Work is underway on a new licensing system, but it is a project that touches not only product engineering but more or less every business process related to manufacturing, stock-keeping, selling, and supporting our products. The company is committed to the project and I am confident that it will be successful, but it will take time.

In the meantime, if you need to move Dorico from one computer to another without using the USB-eLicenser you can do so via the ‘Reactivation’ process in MySteinberg. What this does is tell MySteinberg which Soft-eLicenser is the blessed one that currently contains your Dorico license. Normally somebody would use this process when they have bought a new computer or have had to replace their hard disk or reinstall their operating system.
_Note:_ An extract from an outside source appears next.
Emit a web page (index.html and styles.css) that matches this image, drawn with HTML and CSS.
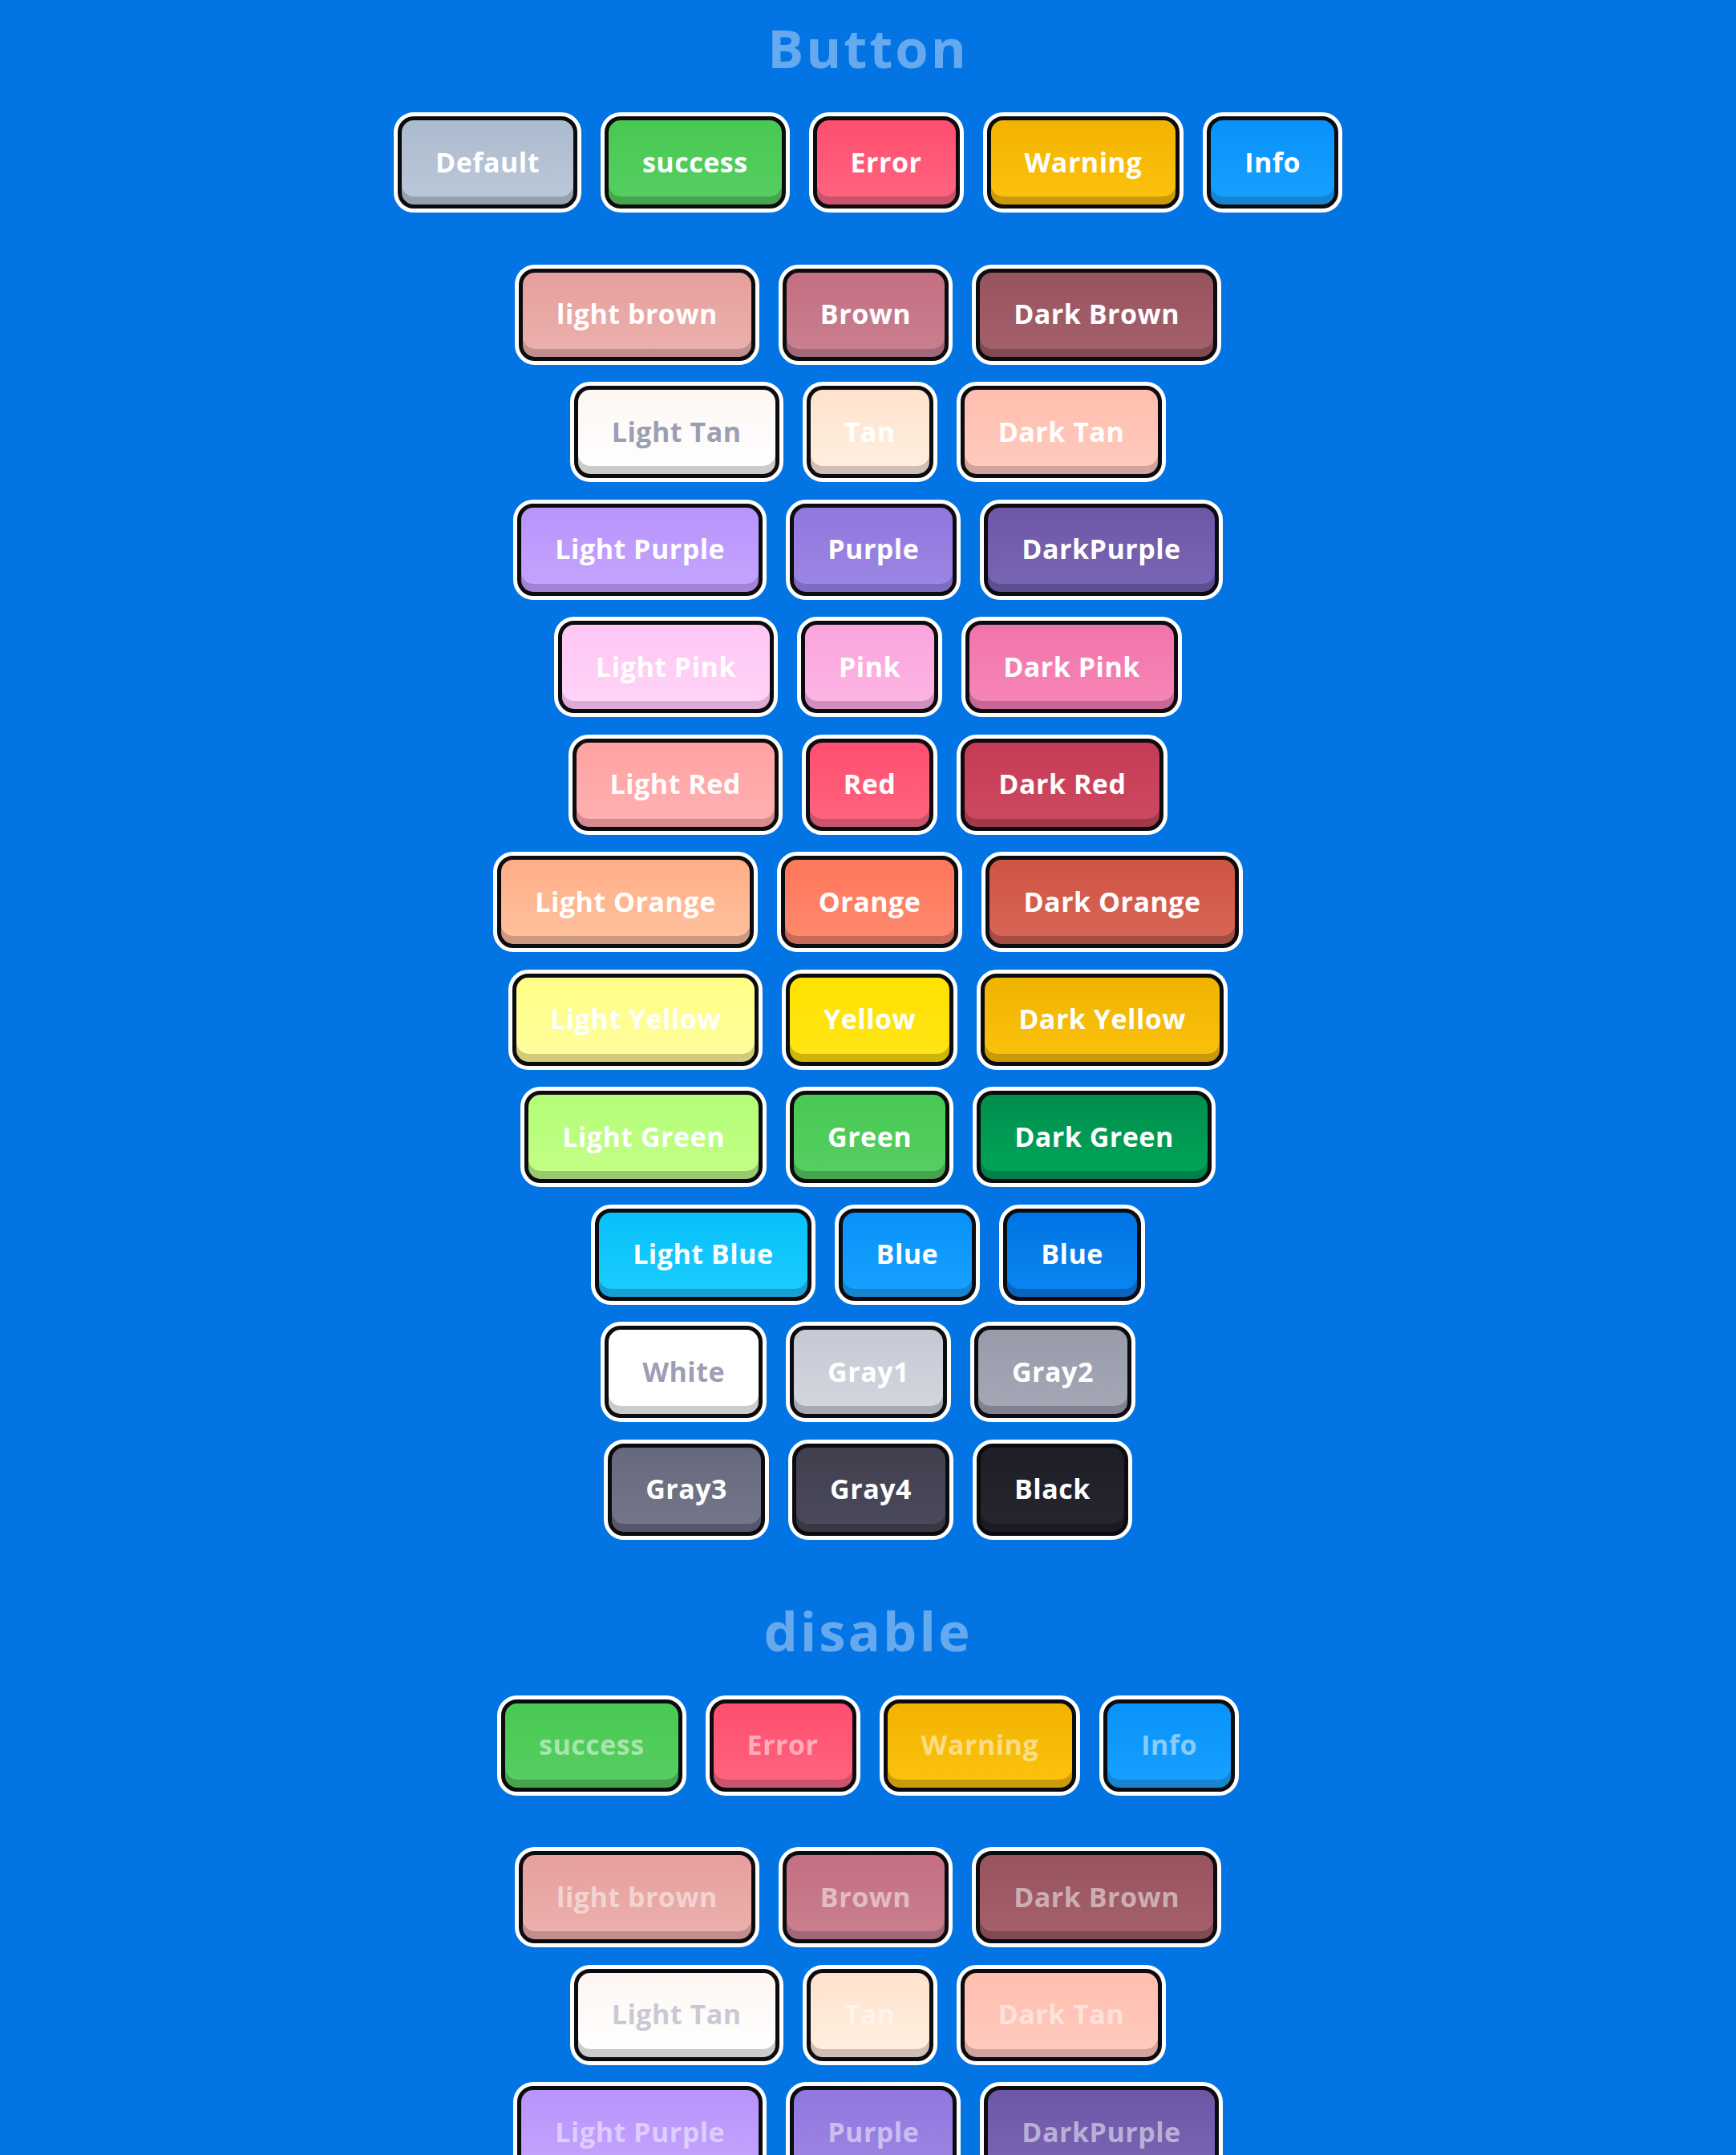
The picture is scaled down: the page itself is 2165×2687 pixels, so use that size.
FILE: index.html
```html
<!DOCTYPE html>
<html lang="en">
<head>
<meta charset="utf-8">
<title>Button</title>
<link rel="stylesheet" href="styles.css">
</head>
<body>
<section class="section">
  <h2 class="title">Button</h2>
  <div class="group">
    <div class="row">
      <button class="btn c-default"><span class="face">Default</span></button>
      <button class="btn c-success"><span class="face">success</span></button>
      <button class="btn c-error"><span class="face">Error</span></button>
      <button class="btn c-warning"><span class="face">Warning</span></button>
      <button class="btn c-info"><span class="face">Info</span></button>
    </div>
  </div>
  <div class="group">
    <div class="row">
      <button class="btn c-light-brown"><span class="face">light brown</span></button>
      <button class="btn c-brown"><span class="face">Brown</span></button>
      <button class="btn c-dark-brown"><span class="face">Dark Brown</span></button>
    </div>
    <div class="row">
      <button class="btn c-light-tan"><span class="face">Light Tan</span></button>
      <button class="btn c-tan"><span class="face">Tan</span></button>
      <button class="btn c-dark-tan"><span class="face">Dark Tan</span></button>
    </div>
    <div class="row">
      <button class="btn c-light-purple"><span class="face">Light Purple</span></button>
      <button class="btn c-purple"><span class="face">Purple</span></button>
      <button class="btn c-dark-purple"><span class="face">DarkPurple</span></button>
    </div>
    <div class="row">
      <button class="btn c-light-pink"><span class="face">Light Pink</span></button>
      <button class="btn c-pink"><span class="face">Pink</span></button>
      <button class="btn c-dark-pink"><span class="face">Dark Pink</span></button>
    </div>
    <div class="row">
      <button class="btn c-light-red"><span class="face">Light Red</span></button>
      <button class="btn c-red"><span class="face">Red</span></button>
      <button class="btn c-dark-red"><span class="face">Dark Red</span></button>
    </div>
    <div class="row">
      <button class="btn c-light-orange"><span class="face">Light Orange</span></button>
      <button class="btn c-orange"><span class="face">Orange</span></button>
      <button class="btn c-dark-orange"><span class="face">Dark Orange</span></button>
    </div>
    <div class="row">
      <button class="btn c-light-yellow"><span class="face">Light Yellow</span></button>
      <button class="btn c-yellow"><span class="face">Yellow</span></button>
      <button class="btn c-dark-yellow"><span class="face">Dark Yellow</span></button>
    </div>
    <div class="row">
      <button class="btn c-light-green"><span class="face">Light Green</span></button>
      <button class="btn c-green"><span class="face">Green</span></button>
      <button class="btn c-dark-green"><span class="face">Dark Green</span></button>
    </div>
    <div class="row">
      <button class="btn c-light-blue"><span class="face">Light Blue</span></button>
      <button class="btn c-blue"><span class="face">Blue</span></button>
      <button class="btn c-dark-blue"><span class="face">Blue</span></button>
    </div>
    <div class="row">
      <button class="btn c-white"><span class="face">White</span></button>
      <button class="btn c-gray1"><span class="face">Gray1</span></button>
      <button class="btn c-gray2"><span class="face">Gray2</span></button>
    </div>
    <div class="row">
      <button class="btn c-gray3"><span class="face">Gray3</span></button>
      <button class="btn c-gray4"><span class="face">Gray4</span></button>
      <button class="btn c-black"><span class="face">Black</span></button>
    </div>
  </div>
</section>

<section class="section">
  <h2 class="title">disable</h2>
  <div class="group">
    <div class="row">
      <button class="btn c-success" disabled><span class="face">success</span></button>
      <button class="btn c-error" disabled><span class="face">Error</span></button>
      <button class="btn c-warning" disabled><span class="face">Warning</span></button>
      <button class="btn c-info" disabled><span class="face">Info</span></button>
    </div>
  </div>
  <div class="group">
    <div class="row">
      <button class="btn c-light-brown" disabled><span class="face">light brown</span></button>
      <button class="btn c-brown" disabled><span class="face">Brown</span></button>
      <button class="btn c-dark-brown" disabled><span class="face">Dark Brown</span></button>
    </div>
    <div class="row">
      <button class="btn c-light-tan" disabled><span class="face">Light Tan</span></button>
      <button class="btn c-tan" disabled><span class="face">Tan</span></button>
      <button class="btn c-dark-tan" disabled><span class="face">Dark Tan</span></button>
    </div>
    <div class="row">
      <button class="btn c-light-purple" disabled><span class="face">Light Purple</span></button>
      <button class="btn c-purple" disabled><span class="face">Purple</span></button>
      <button class="btn c-dark-purple" disabled><span class="face">DarkPurple</span></button>
    </div>
    <div class="row">
      <button class="btn c-light-pink" disabled><span class="face">Light Pink</span></button>
      <button class="btn c-pink" disabled><span class="face">Pink</span></button>
      <button class="btn c-dark-pink" disabled><span class="face">Dark Pink</span></button>
    </div>
  </div>
</section>
</body>
</html>
```

FILE: styles.css
```css
html, body {
  margin: 0;
  padding: 0;
}

body {
  background: #0274e4;
  font-family: "Open Sans", "Noto Sans", "DejaVu Sans", sans-serif;
}

.section {
  padding-top: 26px;
  display: flex;
  flex-direction: column;
  align-items: center;
}

.section + .section {
  margin-top: 54px;
}

.title {
  margin: 0 0 48px;
  font-size: 67px;
  line-height: 66px;
  font-weight: 700;
  letter-spacing: 3px;
  color: #66a9ef;
}

.group {
  display: flex;
  flex-direction: column;
  align-items: center;
  row-gap: 21.5px;
}

.group + .group {
  margin-top: 64.5px;
}

.row {
  display: flex;
  justify-content: center;
  column-gap: 24px;
}

.btn {
  appearance: none;
  margin: 0;
  padding: 0;
  height: 125px;
  box-sizing: border-box;
  border: 5px solid #ffffff;
  border-radius: 25px;
  background: #ffffff;
  font: inherit;
  cursor: pointer;
  display: flex;
}

.face {
  box-sizing: border-box;
  height: 115px;
  display: flex;
  align-items: center;
  justify-content: center;
  padding: 0 42px 2px;
  border: 5px solid #0c0c10;
  border-radius: 20px;
  background: linear-gradient(to bottom, var(--top), var(--bottom));
  box-shadow: inset 0 -10px 0 var(--band);
  color: var(--text, #ffffff);
  font-size: 34px;
  font-weight: 700;
  letter-spacing: 0.5px;
  white-space: nowrap;
}

.btn:disabled {
  cursor: not-allowed;
}

.btn:disabled .face {
  color: var(--text-off, rgba(255, 255, 255, 0.5));
}

.c-default { --top: #adbbcf; --bottom: #bcc8d8; --band: #97a1ae; }
.c-success { --top: #48c953; --bottom: #57cf62; --band: #45a44d; }
.c-error { --top: #ff4e70; --bottom: #ff6580; --band: #c9546b; }
.c-warning { --top: #f2b300; --bottom: #fcc30d; --band: #c99a0b; }
.c-info { --top: #0992fa; --bottom: #17a1ff; --band: #1784cf; }

.c-light-brown { --top: #e69f9d; --bottom: #ebb1ae; --band: #bf8e8d; }
.c-brown { --top: #c46f82; --bottom: #c9808f; --band: #a26879; }
.c-dark-brown { --top: #97545f; --bottom: #a5626c; --band: #7f4a53; }

.c-light-tan { --top: #fdf7f4; --bottom: #ffffff; --band: #cbcbcb; --text: #9c9eb3; --text-off: #c8c9d5; }
.c-tan { --top: #ffe2cd; --bottom: #fff0e2; --band: #cfbeb2; }
.c-dark-tan { --top: #ffbeae; --bottom: #ffcbbf; --band: #cea49b; }

.c-light-purple { --top: #b894fb; --bottom: #c4a5ff; --band: #a184d8; }
.c-purple { --top: #9177de; --bottom: #9d86e4; --band: #7e6cc2; }
.c-dark-purple { --top: #6d56a6; --bottom: #7b66b6; --band: #5d4e92; }

.c-light-pink { --top: #ffc6f4; --bottom: #ffd4f7; --band: #dcaad4; }
.c-pink { --top: #fba4dc; --bottom: #fdb6e4; --band: #d08fbd; }
.c-dark-pink { --top: #f174ab; --bottom: #f786b7; --band: #c86796; }

.c-light-red { --top: #ffa2a3; --bottom: #ffb1b1; --band: #d58b8f; }
.c-red { --top: #ff4e70; --bottom: #ff6580; --band: #c9546b; }
.c-dark-red { --top: #c53b55; --bottom: #cd4a60; --band: #9f3a4c; }

.c-light-orange { --top: #ffae87; --bottom: #ffc29f; --band: #cc9a80; }
.c-orange { --top: #ff775a; --bottom: #ff8a70; --band: #c96a58; }
.c-dark-orange { --top: #cf5445; --bottom: #d86656; --band: #a44d43; }

.c-light-yellow { --top: #ffff86; --bottom: #fffd9e; --band: #cfcb7b; }
.c-yellow { --top: #ffe200; --bottom: #ffe516; --band: #cdb60c; }
.c-dark-yellow { --top: #f0b400; --bottom: #fbc20c; --band: #c89a0a; }

.c-light-green { --top: #b4fd78; --bottom: #c3ff86; --band: #99c870; }
.c-green { --top: #48c953; --bottom: #57cf62; --band: #45a44d; }
.c-dark-green { --top: #008e4c; --bottom: #00a65a; --band: #00804a; }

.c-light-blue { --top: #08c0fa; --bottom: #1bcdff; --band: #169fd0; }
.c-blue { --top: #0992fa; --bottom: #17a1ff; --band: #1784cf; }
.c-dark-blue { --top: #0074e4; --bottom: #0a86f2; --band: #0a64bf; }

.c-white { --top: #ffffff; --bottom: #ffffff; --band: #cbcbcb; --text: #9c9eb3; --text-off: #c8c9d5; }
.c-gray1 { --top: #c6c9d3; --bottom: #d4d7e0; --band: #a8aab3; }
.c-gray2 { --top: #989baa; --bottom: #a5a8b5; --band: #808290; }
.c-gray3 { --top: #66687c; --bottom: #75778a; --band: #55576a; }
.c-gray4 { --top: #3f3f4e; --bottom: #4b4b5c; --band: #383845; }
.c-black { --top: #1e1e27; --bottom: #26262f; --band: #1a1a22; }
```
But because there is no ongoing connection between the license on your Soft-eLicenser and MySteinberg, it doesn’t actually know whether your previous Soft-eLicenser is actually no longer in use. So for the limited case that you have Dorico installed on one computer and then reactivate it on a second, it will continue working on the first computer, but you would not be able to reactivate that first machine again, or install an update on that computer, because MySteinberg no longer considers the Soft-eLicenser on your first computer active. And, I should point out, the Steinberg EULA permits you to install and use Soft-eLicenser-based products on a single computer.

My expectation is that when the improved licensing system arrives, all of this will be a thing of the past. My hope is that it will be as simple as you signing in on your computer with your MySteinberg credentials, and the software then working, with a periodic licensing check back to the central server, in a similar fashion as Office 365 and Creative Cloud, etc., but it remains to be seen exactly what form the improved software licensing system will take.

Hi Daniel,
Thank you very much for your reply!
I just wanted to find out if there was anything new since your last posting two years ago.